Yap, neon are like that, like the rest have say, they need to get use to it, my neon act the same at start so just give them time and maybe try feeding them food that sink slow, this will keep them fed, don't worry cookiez  :Grin:  we all have the same problem as you at start lol..  :Angel:

----------


## dawn

I will crush my granulated fish food into smaller pcs (almost powder form) and then when i throw it into the water, it will spread out to a greater area (covering a wider area) and I think it helps to entics the neon tetra to start eating.

----------


## jeffL

My tetras have never been surface dwellers too, they stay close to the bottom most of the time even during feeding time, usually i'll feed them crush pellets too, and they'll eat when its sinking down. Once the food reach the bottom, very seldom will they pick it up. Mollies will clean up the bottom nicely.

----------


## Tamama

I think you have bought the wrong fish food. Usually I think for tetra the fish food should be the sinking type.

----------


## PKB

Get some sinking pellet (Small bits type) , feed in small amount, let them finish and them feed again. This will keep them excited and interested.

If u sink too much pellets at one go, the tetra will most likely leave the pellet alone once it hits the botton of the tank. 

Try holding the pallets with your fingers, submerge the pellet under the water surface for a few seconds and them release them, this way the pallet will sink nicely.




> Hello, I have a tank with bettas and neon tetras.
> The problem is that whenever I put food onto the water (freeze dried bloodworms), only the betta will come to the surface to eat, the neon's do nothing but eat only the little morsel of leftover bits floating around, how do i make sure that the neons are well fed?

----------


## kucita

I realised this problem (cardinarl tetra don't swim to the surface and eat food) after I have about 16 cherry barb, they eat more and now their size bigger than tetra, make my tetra timid

----------


## s43145

My cardinal tetra and runny nose too, they never come to surface to eat, just eat the food sinking to the floor. but my guppy would come to surface to eat.
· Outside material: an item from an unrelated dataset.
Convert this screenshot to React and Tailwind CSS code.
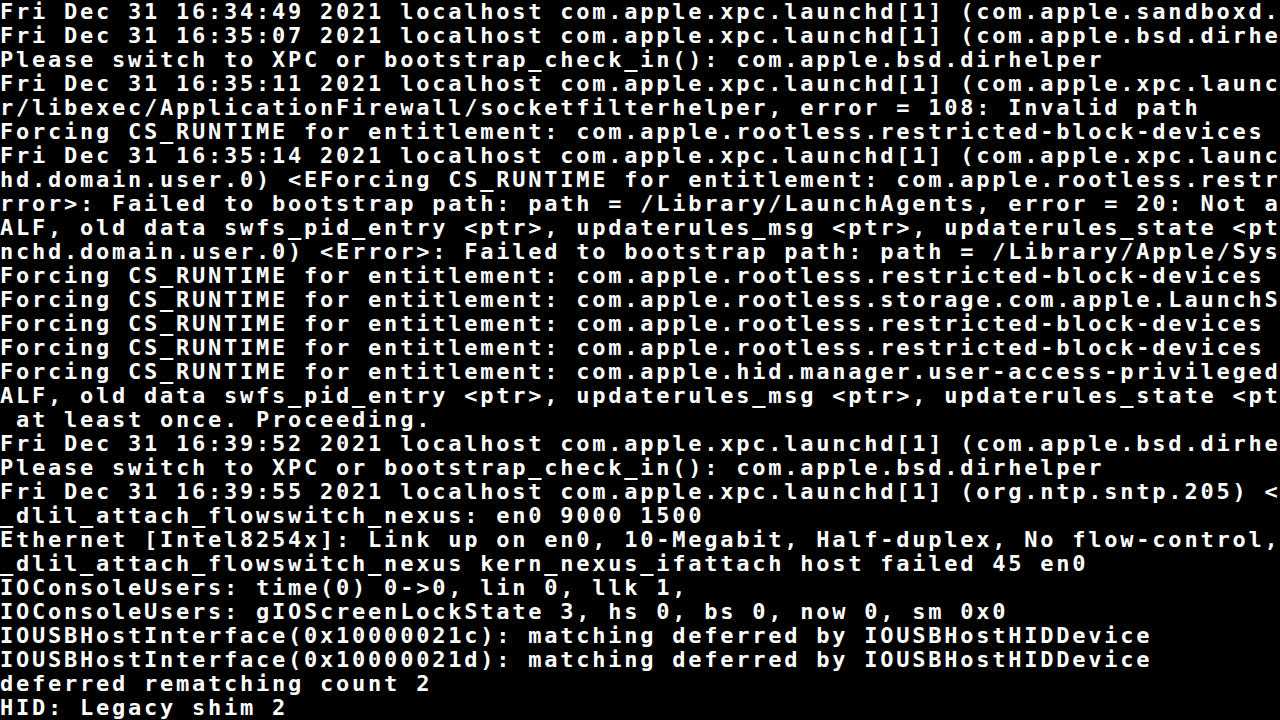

So I have to prepare two type of foods for them. one sinking and one floating...

----------


## Limy

It's quite normal. Just need more time for they to familiarize and before you know it, they will be there waiting for the food.

----------


## shoei

try sinking food?

----------


## nohomeleave

When feeding sinking pellets, I break it up into a few smaller pieces so that my Neon Tetras don't fight over it. Tried flake food but they don't come to the surface. Tried worms and they rush to the top! Every time!

----------


## kucita

can anyone tell me what is the quicker way to grow some small leaf or small plant all over my soil area without co2? thank you

----------


## biscuit

use seachem excel?

----------


## seanang168

I feed my neon with a pinch of flakes by putting my finger into the water and allowing the flakes to sink.

----------


## skytan

Necro abit..

I have some problems, feeding flakes i jus put the flakes on surface and let it slowly sinks itself. Usually either they eat a bit then some will sink to the soil or on the plants after one day or so it turns hairy or sluggish.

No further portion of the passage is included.